After the hiring of Matt Rhule as Baylor’s head coach, Arizona transfer Anu Solomon was named the Bears’ starting quarterback to open the 2017 season. After an ugly 0-2 start, which included losses to Liberty and UT-San Antonio, Smith was named starter and again played well for Baylor, including a memorable performance against No. 3 Oklahoma where he outplayed eventual Heisman winner Baker Mayfield in a 49-41 loss. Smith completed 33-of-50 passes for 463 yards, four touchdowns and no interceptions.
But a minor injury the following week sidelined Smith and he never started another game for Baylor as Rhule went with freshman Charlie Brewer the rest of the season, ultimately resulting in Smith transferring to Tulsa to play for Philip Montgomery, who originally recruited Smith to Baylor.
After sitting out the 2018 season due to NCAA transfer rules, Smith won the starting QB job for Tulsa and he threw for 3,279 yards, 19 touchdowns and nine interceptions. As a senior in 2020, Smith threw for 1,947 yards with 13 touchdowns and 10 interceptions in nine games, guiding Tulsa to a berth in the conference championship game, where the Golden Hurricane suffered a loss to No. 8 Cincinnati on a last-second field goal.
Smith’s final college stat line includes 8,223 passing yards, 54 touchdowns and 34 interceptions.
The USFL, which is owned by Fox Sports, is scheduled to kick off April 16. Each team will play a 10-game schedule leading into the playoffs.

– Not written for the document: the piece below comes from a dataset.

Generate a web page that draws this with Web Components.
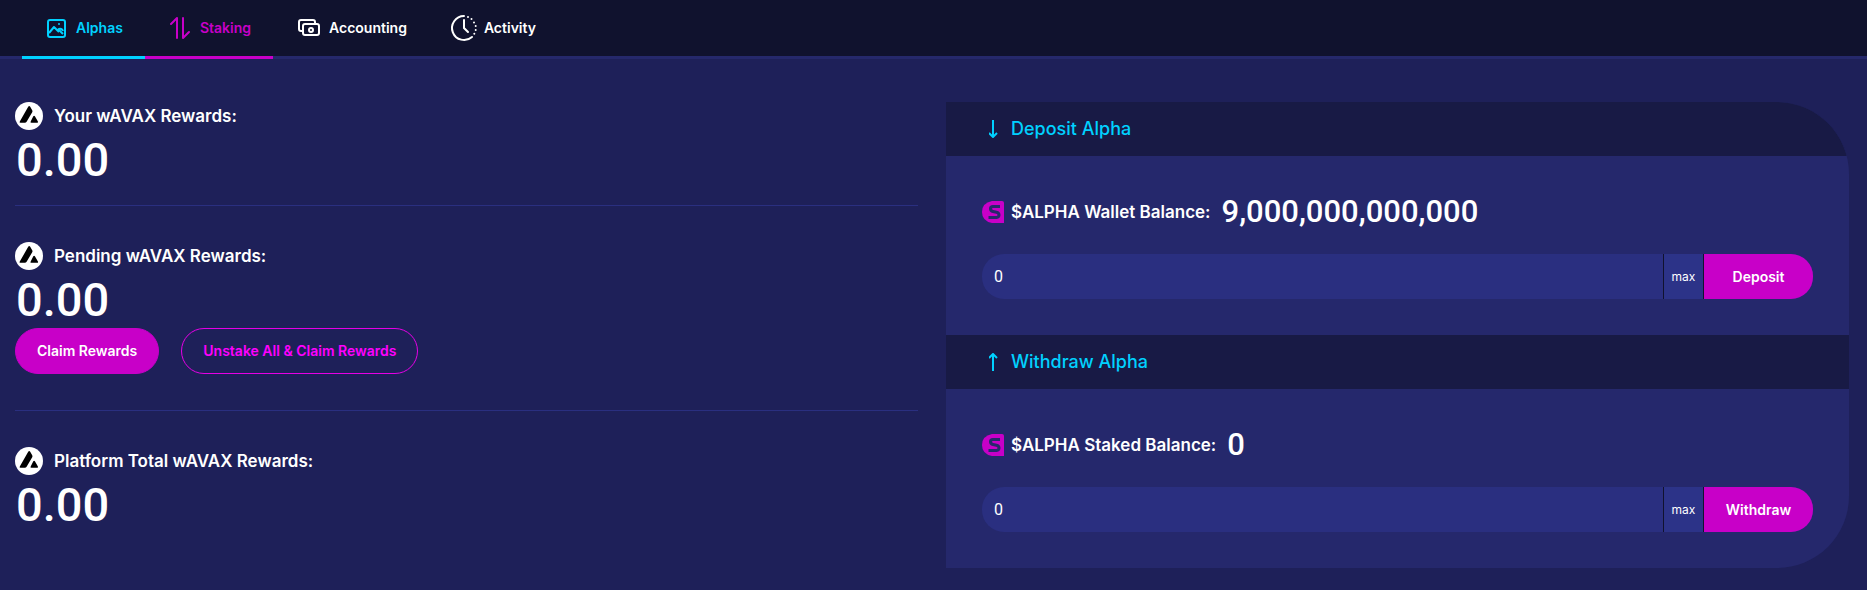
<!DOCTYPE html>
<html lang="en">
<head>
<meta charset="utf-8">
<meta name="viewport" content="width=device-width, initial-scale=1">
<title>Alpha Staking</title>
<style>
  html { background: #1e2059; }
  body {
    margin: 0;
    color: #fff;
    font-family: Inter, Roboto, "Liberation Sans", sans-serif;
    font-weight: 600;
    font-size: 16px;
    --figures: Roboto, Inter, sans-serif;
    --cyan: #00d1ff;
    --magenta: #c800c8;
    --line: #2a2f80;
  }
</style>
</head>
<body>
<staking-app></staking-app>

<script>
const define = (name, html) => {
  const template = document.createElement('template');
  template.innerHTML = html;
  customElements.define(name, class extends HTMLElement {
    constructor() {
      super();
      this.attachShadow({ mode: 'open' }).append(template.content.cloneNode(true));
    }
  });
};

/* Tab of the top bar: icon slot and label */
define('nav-tab', `
<style>
  :host { display: block; --accent: transparent; color: #fff; }
  :host([tone="cyan"]) { --accent: var(--cyan); color: var(--cyan); }
  :host([tone="magenta"]) { --accent: var(--magenta); color: var(--magenta); }
  a {
    box-sizing: border-box; height: 59px; padding: 0 22px 0 25px;
    display: flex; align-items: center; gap: 9px;
    border-bottom: 3px solid var(--accent);
    color: inherit; text-decoration: none; font-size: 14px; line-height: 20px;
  }
  ::slotted(svg) { display: block; flex: none; overflow: visible; }
</style>
<a href="#"><slot name="icon"></slot><slot></slot></a>`);

define('nav-bar', `
<style>
  :host { display: block; background: #10122e; }
  nav { display: flex; height: 59px; padding-left: 22px; box-shadow: inset 0 -3px #25286b; }
</style>
<nav>
  <nav-tab tone="cyan"><svg slot="icon" width="20" height="19" viewBox="0 0 20 19" fill="none" stroke="currentColor" stroke-width="2">
    <rect x="1" y="1" width="17" height="17" rx="2"/><path d="M2 14l5-6 5 5M11 12c0-3 4-3 5 0" stroke-linejoin="round"/><path d="M12 11l4 4" /><circle cx="12" cy="5" r="1" fill="currentColor" stroke="none"/></svg>Alphas</nav-tab>
  <nav-tab tone="magenta"><svg slot="icon" width="21" height="22" viewBox="0 0 21 22" fill="none" stroke="currentColor" stroke-width="2" stroke-linecap="round" stroke-linejoin="round">
    <path d="M1 7l6-6v20M13 1v20l6-6"/></svg>Staking</nav-tab>
  <nav-tab><svg slot="icon" width="22" height="18" viewBox="0 0 22 18" fill="none" stroke="currentColor" stroke-width="2">
    <path d="M5 12H3a2 2 0 0 1-2-2V3a2 2 0 0 1 2-2h12a2 2 0 0 1 2 2v2"/><rect x="5" y="5" width="16" height="11" rx="2"/><circle cx="13" cy="11" r="2"/></svg>Accounting</nav-tab>
  <nav-tab><svg slot="icon" width="21" height="22" viewBox="3 2 21 22" fill="none" stroke="currentColor" stroke-width="2" stroke-linecap="round">
    <path d="M13 1A12 12 0 1 0 21 22"/><path d="M13 5v8l4 4"/><path d="M17 2h0M20.500 4h0M23 7.500h0M24.700 11h0M24.700 15h0M23.300 18.800h0" stroke-width="2"/></svg>Activity</nav-tab>
</nav>`);

/* Rewards figure: token badge, label, amount, optional actions */
define('reward-item', `
<style>
  :host { display: block; }
  .label { display: flex; align-items: center; gap: 11px; height: 28px; font-size: 17px; line-height: 24px; }
  svg { flex: none; display: block; }
  .amount { padding-left: 1px; font-family: var(--figures); font-size: 47px; font-weight: 500; line-height: 60px; margin-bottom: -2px; }
</style>
<div class="label">
  <svg width="28" height="28" viewBox="0 0 28 28"><circle cx="14" cy="14" r="14" fill="#fff"/>
    <path d="M13.200 4.700q1-1.200 2 0l2 3.600q.6 1 0 2l-5.600 9.500q-.6 1-1.800 1H5.500q-1.400 0-.7-1.200zM18.300 14.300q.8-1.300 1.600 0l3 5.200q.6 1.300-.8 1.300h-5.600q-1.600 0-.8-1.300z"/></svg>
  <slot></slot>
</div>
<div class="amount"><slot name="amount"></slot></div>
<slot name="actions"></slot>`);

define('pill-button', `
<style>
  :host { display: inline-block; }
  button {
    box-sizing: border-box; height: 46px; padding: 0 21px; border: 1px solid var(--magenta); border-radius: 23px;
    background: var(--magenta); color: #fff; font: inherit; font-size: 14px; line-height: 20px; cursor: pointer;
  }
  :host([outline]) button { background: none; border-color: #e600e6; color: #f0f; }
</style>
<button type="button"><slot></slot></button>`);

define('rewards-summary', `
<style>
  :host { display: block; }
  hr { height: 1px; margin: 36px 0; border: 0; background: var(--line); }
  hr.near { margin-top: 17px; }
  .actions { display: flex; gap: 22px; }
</style>
<reward-item>Your wAVAX Rewards:<span slot="amount">0.00</span></reward-item>
<hr class="near">
<reward-item>Pending wAVAX Rewards:<span slot="amount">0.00</span>
  <div class="actions" slot="actions">
    <pill-button>Claim Rewards</pill-button>
    <pill-button outline>Unstake All &amp; Claim Rewards</pill-button>
  </div>
</reward-item>
<hr>
<reward-item>Platform Total wAVAX Rewards:<span slot="amount">0.00</span></reward-item>`);

/* Amount box with its "max" shortcut and submit button */
define('amount-field', `
<style>
  :host { display: block; }
  form { display: flex; height: 45px; margin: 0; border-radius: 22px; overflow: hidden; background: #2a2f80; }
  input, button { box-sizing: border-box; margin: 0; border: 0; border-radius: 0; font: inherit; color: #fff; }
  input { flex: 1; min-width: 0; padding: 0 12px; background: none; font-family: var(--figures); font-size: 16px; font-weight: 400; outline: 0; }
  button { cursor: pointer; }
  .max { width: 41px; padding: 0; border: 1px solid #10122e; border-width: 0 1px; background: #2c3388; font-size: 12px; font-weight: 400; }
  .send { width: 109px; padding: 0; background: var(--magenta); font-size: 14px; }
</style>
<form onsubmit="return false">
  <input type="text" inputmode="decimal" value="0" aria-label="Amount">
  <button class="max" type="button">max</button>
  <button class="send" type="submit"><slot></slot></button>
</form>`);

define('stake-section', `
<style>
  :host { display: block; }
  h2 {
    display: flex; align-items: center; gap: 13px; height: 54px; margin: 0; padding: 0 43px; box-sizing: border-box;
    background: #181a45; color: var(--cyan); font-size: 18px; font-weight: 500; line-height: 24px;
  }
  .body { padding: 37px 36px 36px; }
  .balance { display: flex; align-items: center; gap: 7px; height: 38px; margin-bottom: 23px; font-size: 17px; line-height: 24px; }
  .value { margin-left: 4px; font-family: var(--figures); font-size: 31px; line-height: 38px; font-weight: 500; }
  svg { display: block; flex: none; }
</style>
<h2><slot name="arrow"></slot><slot name="title"></slot></h2>
<div class="body">
  <div class="balance">
    <svg width="22" height="22" viewBox="0 0 22 22"><path d="M10 0h10q2 0 2 2v20H10Q0 20 0 11T10 0z" fill="#c800c8"/>
      <path d="M18 5.500h-7q-2.500 0-2.500 2.200t2.500 2.800l3.500.8q2.500.6 2.500 2.800t-2.500 2.400H6.500" fill="none" stroke="#25286c" stroke-width="3"/></svg>
    <slot name="label"></slot>
    <span class="value"><slot name="value"></slot></span>
  </div>
  <amount-field><slot name="action"></slot></amount-field>
</div>`);

define('stake-panel', `
<style>
  :host { display: block; background: #25286c; border-radius: 0 72px 72px 0; overflow: hidden; }
  svg { display: block; }
</style>
<stake-section>
  <svg slot="arrow" width="9" height="18" viewBox="0 0 9 18" fill="none" stroke="currentColor" stroke-width="2"><path d="M4 0v17M0 13l4 4 4-4"/></svg>
  <span slot="title">Deposit Alpha</span>
  <span slot="label">$ALPHA Wallet Balance:</span>
  <span slot="value">9,000,000,000,000</span>
  <span slot="action">Deposit</span>
</stake-section>
<stake-section>
  <svg slot="arrow" width="9" height="18" viewBox="0 0 9 18" fill="none" stroke="currentColor" stroke-width="2"><path d="M4 18V1M0 5l4-4 4 4"/></svg>
  <span slot="title">Withdraw Alpha</span>
  <span slot="label">$ALPHA Staked Balance:</span>
  <span slot="value">0</span>
  <span slot="action">Withdraw</span>
</stake-section>`);

define('staking-app', `
<style>
  :host { display: block; }
  main { display: grid; grid-template-columns: 1fr 1fr; gap: 28px; align-items: start; padding: 43px 18px 22px 15px; }
</style>
<nav-bar></nav-bar>
<main><rewards-summary></rewards-summary><stake-panel></stake-panel></main>`);
</script>
</body>
</html>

Each USFL team will carry a 38-man active roster, plus a seven-man practice squad, and players will receive base compensation ($45,000 for active roster players) and be eligible for victory bonuses, including a $10,000 bonus for winning the championship.
In the inaugural season, all eight teams will play in Birmingham, Alabama, rather than operate out of home bases and deal with travel expenses as the league gets going.
The first game will feature the New Jersey Generals against the Birmingham Stallions at 6:30 p.m. on April 16. That game will air on both FOX and NBC, making it the first scheduled sporting event to air on competing broadcast networks since Super Bowl I in 1967, which was shown on both CBS and NBC.